[What you are asked to do] Repeat the data below exactly, dropping any pictures it holds.

[Collected material]
-- Begin --

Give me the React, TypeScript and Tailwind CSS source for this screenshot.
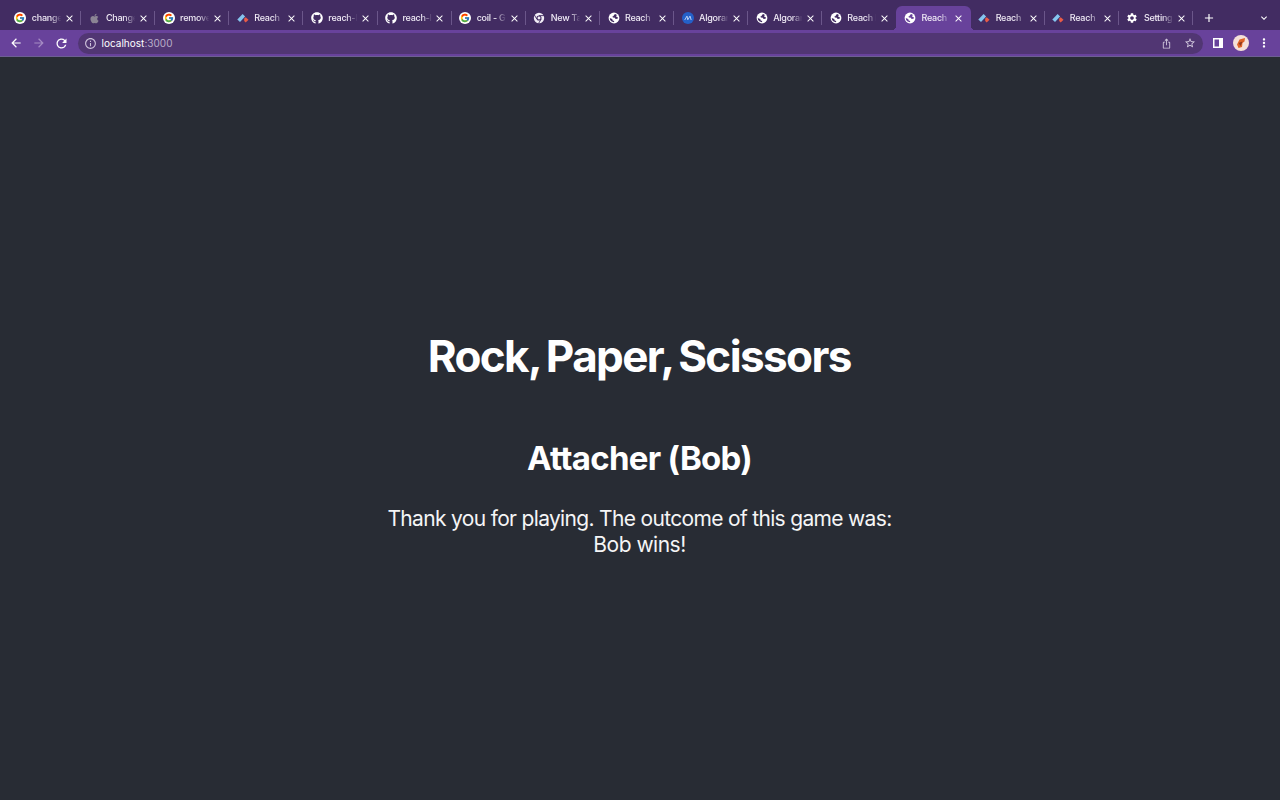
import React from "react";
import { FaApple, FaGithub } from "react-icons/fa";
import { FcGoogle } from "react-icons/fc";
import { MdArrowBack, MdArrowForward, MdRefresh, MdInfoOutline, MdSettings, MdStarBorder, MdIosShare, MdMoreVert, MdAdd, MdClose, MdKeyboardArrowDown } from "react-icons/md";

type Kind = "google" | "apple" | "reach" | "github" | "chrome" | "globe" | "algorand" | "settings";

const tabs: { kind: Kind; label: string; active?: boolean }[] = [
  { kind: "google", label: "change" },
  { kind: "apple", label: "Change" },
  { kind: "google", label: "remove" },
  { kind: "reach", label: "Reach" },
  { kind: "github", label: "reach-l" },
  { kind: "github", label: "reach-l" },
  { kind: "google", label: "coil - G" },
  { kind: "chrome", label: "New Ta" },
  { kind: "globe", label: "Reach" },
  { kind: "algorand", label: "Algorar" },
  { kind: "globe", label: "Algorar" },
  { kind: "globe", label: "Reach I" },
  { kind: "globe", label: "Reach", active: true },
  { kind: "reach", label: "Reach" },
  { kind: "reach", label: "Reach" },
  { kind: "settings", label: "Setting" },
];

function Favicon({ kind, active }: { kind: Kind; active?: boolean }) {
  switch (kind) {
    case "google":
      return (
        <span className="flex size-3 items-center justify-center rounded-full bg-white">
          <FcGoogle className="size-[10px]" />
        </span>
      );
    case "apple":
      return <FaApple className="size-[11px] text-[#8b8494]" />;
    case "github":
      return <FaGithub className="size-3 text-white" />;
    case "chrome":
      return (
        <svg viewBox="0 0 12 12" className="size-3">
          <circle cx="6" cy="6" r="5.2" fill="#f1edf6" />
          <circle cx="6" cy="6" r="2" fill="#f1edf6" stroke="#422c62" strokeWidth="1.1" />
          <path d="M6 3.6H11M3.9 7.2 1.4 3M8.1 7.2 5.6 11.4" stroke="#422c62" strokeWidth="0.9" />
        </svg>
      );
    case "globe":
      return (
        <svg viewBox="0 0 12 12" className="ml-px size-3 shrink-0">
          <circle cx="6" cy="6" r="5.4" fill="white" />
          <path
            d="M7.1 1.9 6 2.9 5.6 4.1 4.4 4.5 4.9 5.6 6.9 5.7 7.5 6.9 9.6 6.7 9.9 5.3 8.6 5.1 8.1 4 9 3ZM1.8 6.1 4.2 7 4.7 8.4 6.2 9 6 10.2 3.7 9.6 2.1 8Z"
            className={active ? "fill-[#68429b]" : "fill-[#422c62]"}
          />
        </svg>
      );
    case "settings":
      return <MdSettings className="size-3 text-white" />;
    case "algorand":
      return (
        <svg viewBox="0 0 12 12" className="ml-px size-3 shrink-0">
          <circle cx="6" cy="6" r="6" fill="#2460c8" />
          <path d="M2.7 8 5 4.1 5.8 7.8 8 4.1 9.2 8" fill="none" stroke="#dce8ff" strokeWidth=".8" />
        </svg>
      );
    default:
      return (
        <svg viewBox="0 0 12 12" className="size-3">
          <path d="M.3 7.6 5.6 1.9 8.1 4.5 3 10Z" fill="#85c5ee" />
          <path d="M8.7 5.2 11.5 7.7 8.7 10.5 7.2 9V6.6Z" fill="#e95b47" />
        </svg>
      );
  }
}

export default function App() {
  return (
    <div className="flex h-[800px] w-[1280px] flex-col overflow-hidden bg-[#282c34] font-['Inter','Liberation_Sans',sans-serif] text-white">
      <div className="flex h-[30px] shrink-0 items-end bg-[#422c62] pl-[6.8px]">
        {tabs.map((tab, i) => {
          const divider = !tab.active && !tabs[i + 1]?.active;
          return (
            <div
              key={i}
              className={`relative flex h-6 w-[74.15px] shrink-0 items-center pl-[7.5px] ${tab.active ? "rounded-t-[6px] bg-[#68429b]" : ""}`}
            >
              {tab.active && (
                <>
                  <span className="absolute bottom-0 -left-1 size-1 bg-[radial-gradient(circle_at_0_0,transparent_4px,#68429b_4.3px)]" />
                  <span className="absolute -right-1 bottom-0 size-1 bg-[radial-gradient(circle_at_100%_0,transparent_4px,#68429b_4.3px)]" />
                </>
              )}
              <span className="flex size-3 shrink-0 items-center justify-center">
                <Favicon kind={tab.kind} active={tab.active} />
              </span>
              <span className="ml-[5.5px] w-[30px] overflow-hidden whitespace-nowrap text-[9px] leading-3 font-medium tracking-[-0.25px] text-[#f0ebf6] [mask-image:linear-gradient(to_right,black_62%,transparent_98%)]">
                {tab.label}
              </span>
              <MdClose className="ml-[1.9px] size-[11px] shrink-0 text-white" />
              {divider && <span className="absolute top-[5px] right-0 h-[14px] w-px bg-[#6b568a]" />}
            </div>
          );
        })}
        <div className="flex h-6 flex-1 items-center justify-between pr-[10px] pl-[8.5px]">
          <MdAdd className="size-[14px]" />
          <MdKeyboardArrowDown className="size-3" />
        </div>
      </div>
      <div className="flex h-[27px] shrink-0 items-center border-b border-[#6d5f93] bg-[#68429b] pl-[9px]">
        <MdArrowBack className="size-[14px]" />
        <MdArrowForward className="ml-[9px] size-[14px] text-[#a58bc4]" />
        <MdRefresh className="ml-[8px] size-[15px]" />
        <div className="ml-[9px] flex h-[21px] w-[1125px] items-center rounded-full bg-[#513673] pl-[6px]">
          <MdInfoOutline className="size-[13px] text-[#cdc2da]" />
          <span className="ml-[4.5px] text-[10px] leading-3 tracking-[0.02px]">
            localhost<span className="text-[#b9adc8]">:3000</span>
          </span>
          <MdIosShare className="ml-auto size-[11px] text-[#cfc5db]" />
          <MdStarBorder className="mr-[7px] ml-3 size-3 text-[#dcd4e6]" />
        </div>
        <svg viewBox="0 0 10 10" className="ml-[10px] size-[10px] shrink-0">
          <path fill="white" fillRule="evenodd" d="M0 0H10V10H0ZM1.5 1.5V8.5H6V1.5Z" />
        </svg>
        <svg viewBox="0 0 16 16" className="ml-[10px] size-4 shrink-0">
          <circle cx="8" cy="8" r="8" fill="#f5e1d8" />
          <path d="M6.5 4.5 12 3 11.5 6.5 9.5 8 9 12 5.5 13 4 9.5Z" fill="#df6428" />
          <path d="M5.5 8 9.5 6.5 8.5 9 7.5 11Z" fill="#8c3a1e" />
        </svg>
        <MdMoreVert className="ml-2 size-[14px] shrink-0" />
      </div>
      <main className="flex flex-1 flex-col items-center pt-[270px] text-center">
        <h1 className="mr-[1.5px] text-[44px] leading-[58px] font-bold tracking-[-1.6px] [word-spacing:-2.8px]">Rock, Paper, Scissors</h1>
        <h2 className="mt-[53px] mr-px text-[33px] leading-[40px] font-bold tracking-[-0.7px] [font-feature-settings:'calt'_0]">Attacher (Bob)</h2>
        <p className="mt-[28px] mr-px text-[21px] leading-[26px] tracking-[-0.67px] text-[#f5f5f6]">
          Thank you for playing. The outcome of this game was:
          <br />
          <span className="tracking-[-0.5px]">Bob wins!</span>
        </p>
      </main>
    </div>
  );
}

-- End --

[Worked answer]
Give me the React, TypeScript and Tailwind CSS source for this screenshot.
import React from "react";
import { FaApple, FaGithub } from "react-icons/fa";
import { FcGoogle } from "react-icons/fc";
import { MdArrowBack, MdArrowForward, MdRefresh, MdInfoOutline, MdSettings, MdStarBorder, MdIosShare, MdMoreVert, MdAdd, MdClose, MdKeyboardArrowDown } from "react-icons/md";

type Kind = "google" | "apple" | "reach" | "github" | "chrome" | "globe" | "algorand" | "settings";

const tabs: { kind: Kind; label: string; active?: boolean }[] = [
  { kind: "google", label: "change" },
  { kind: "apple", label: "Change" },
  { kind: "google", label: "remove" },
  { kind: "reach", label: "Reach" },
  { kind: "github", label: "reach-l" },
  { kind: "github", label: "reach-l" },
  { kind: "google", label: "coil - G" },
  { kind: "chrome", label: "New Ta" },
  { kind: "globe", label: "Reach" },
  { kind: "algorand", label: "Algorar" },
  { kind: "globe", label: "Algorar" },
  { kind: "globe", label: "Reach I" },
  { kind: "globe", label: "Reach", active: true },
  { kind: "reach", label: "Reach" },
  { kind: "reach", label: "Reach" },
  { kind: "settings", label: "Setting" },
];

function Favicon({ kind, active }: { kind: Kind; active?: boolean }) {
  switch (kind) {
    case "google":
      return (
        <span className="flex size-3 items-center justify-center rounded-full bg-white">
          <FcGoogle className="size-[10px]" />
        </span>
      );
    case "apple":
      return <FaApple className="size-[11px] text-[#8b8494]" />;
    case "github":
      return <FaGithub className="size-3 text-white" />;
    case "chrome":
      return (
        <svg viewBox="0 0 12 12" className="size-3">
          <circle cx="6" cy="6" r="5.2" fill="#f1edf6" />
          <circle cx="6" cy="6" r="2" fill="#f1edf6" stroke="#422c62" strokeWidth="1.1" />
          <path d="M6 3.6H11M3.9 7.2 1.4 3M8.1 7.2 5.6 11.4" stroke="#422c62" strokeWidth="0.9" />
        </svg>
      );
    case "globe":
      return (
        <svg viewBox="0 0 12 12" className="ml-px size-3 shrink-0">
          <circle cx="6" cy="6" r="5.4" fill="white" />
          <path
            d="M7.1 1.9 6 2.9 5.6 4.1 4.4 4.5 4.9 5.6 6.9 5.7 7.5 6.9 9.6 6.7 9.9 5.3 8.6 5.1 8.1 4 9 3ZM1.8 6.1 4.2 7 4.7 8.4 6.2 9 6 10.2 3.7 9.6 2.1 8Z"
            className={active ? "fill-[#68429b]" : "fill-[#422c62]"}
          />
        </svg>
      );
    case "settings":
      return <MdSettings className="size-3 text-white" />;
    case "algorand":
      return (
        <svg viewBox="0 0 12 12" className="ml-px size-3 shrink-0">
          <circle cx="6" cy="6" r="6" fill="#2460c8" />
          <path d="M2.7 8 5 4.1 5.8 7.8 8 4.1 9.2 8" fill="none" stroke="#dce8ff" strokeWidth=".8" />
        </svg>
      );
    default:
      return (
        <svg viewBox="0 0 12 12" className="size-3">
          <path d="M.3 7.6 5.6 1.9 8.1 4.5 3 10Z" fill="#85c5ee" />
          <path d="M8.7 5.2 11.5 7.7 8.7 10.5 7.2 9V6.6Z" fill="#e95b47" />
        </svg>
      );
  }
}

export default function App() {
  return (
    <div className="flex h-[800px] w-[1280px] flex-col overflow-hidden bg-[#282c34] font-['Inter','Liberation_Sans',sans-serif] text-white">
      <div className="flex h-[30px] shrink-0 items-end bg-[#422c62] pl-[6.8px]">
        {tabs.map((tab, i) => {
          const divider = !tab.active && !tabs[i + 1]?.active;
          return (
            <div
              key={i}
              className={`relative flex h-6 w-[74.15px] shrink-0 items-center pl-[7.5px] ${tab.active ? "rounded-t-[6px] bg-[#68429b]" : ""}`}
            >
              {tab.active && (
                <>
                  <span className="absolute bottom-0 -left-1 size-1 bg-[radial-gradient(circle_at_0_0,transparent_4px,#68429b_4.3px)]" />
                  <span className="absolute -right-1 bottom-0 size-1 bg-[radial-gradient(circle_at_100%_0,transparent_4px,#68429b_4.3px)]" />
                </>
              )}
              <span className="flex size-3 shrink-0 items-center justify-center">
                <Favicon kind={tab.kind} active={tab.active} />
              </span>
              <span className="ml-[5.5px] w-[30px] overflow-hidden whitespace-nowrap text-[9px] leading-3 font-medium tracking-[-0.25px] text-[#f0ebf6] [mask-image:linear-gradient(to_right,black_62%,transparent_98%)]">
                {tab.label}
              </span>
              <MdClose className="ml-[1.9px] size-[11px] shrink-0 text-white" />
              {divider && <span className="absolute top-[5px] right-0 h-[14px] w-px bg-[#6b568a]" />}
            </div>
          );
        })}
        <div className="flex h-6 flex-1 items-center justify-between pr-[10px] pl-[8.5px]">
          <MdAdd className="size-[14px]" />
          <MdKeyboardArrowDown className="size-3" />
        </div>
      </div>
      <div className="flex h-[27px] shrink-0 items-center border-b border-[#6d5f93] bg-[#68429b] pl-[9px]">
        <MdArrowBack className="size-[14px]" />
        <MdArrowForward className="ml-[9px] size-[14px] text-[#a58bc4]" />
        <MdRefresh className="ml-[8px] size-[15px]" />
        <div className="ml-[9px] flex h-[21px] w-[1125px] items-center rounded-full bg-[#513673] pl-[6px]">
          <MdInfoOutline className="size-[13px] text-[#cdc2da]" />
          <span className="ml-[4.5px] text-[10px] leading-3 tracking-[0.02px]">
            localhost<span className="text-[#b9adc8]">:3000</span>
          </span>
          <MdIosShare className="ml-auto size-[11px] text-[#cfc5db]" />
          <MdStarBorder className="mr-[7px] ml-3 size-3 text-[#dcd4e6]" />
        </div>
        <svg viewBox="0 0 10 10" className="ml-[10px] size-[10px] shrink-0">
          <path fill="white" fillRule="evenodd" d="M0 0H10V10H0ZM1.5 1.5V8.5H6V1.5Z" />
        </svg>
        <svg viewBox="0 0 16 16" className="ml-[10px] size-4 shrink-0">
          <circle cx="8" cy="8" r="8" fill="#f5e1d8" />
          <path d="M6.5 4.5 12 3 11.5 6.5 9.5 8 9 12 5.5 13 4 9.5Z" fill="#df6428" />
          <path d="M5.5 8 9.5 6.5 8.5 9 7.5 11Z" fill="#8c3a1e" />
        </svg>
        <MdMoreVert className="ml-2 size-[14px] shrink-0" />
      </div>
      <main className="flex flex-1 flex-col items-center pt-[270px] text-center">
        <h1 className="mr-[1.5px] text-[44px] leading-[58px] font-bold tracking-[-1.6px] [word-spacing:-2.8px]">Rock, Paper, Scissors</h1>
        <h2 className="mt-[53px] mr-px text-[33px] leading-[40px] font-bold tracking-[-0.7px] [font-feature-settings:'calt'_0]">Attacher (Bob)</h2>
        <p className="mt-[28px] mr-px text-[21px] leading-[26px] tracking-[-0.67px] text-[#f5f5f6]">
          Thank you for playing. The outcome of this game was:
          <br />
          <span className="tracking-[-0.5px]">Bob wins!</span>
        </p>
      </main>
    </div>
  );
}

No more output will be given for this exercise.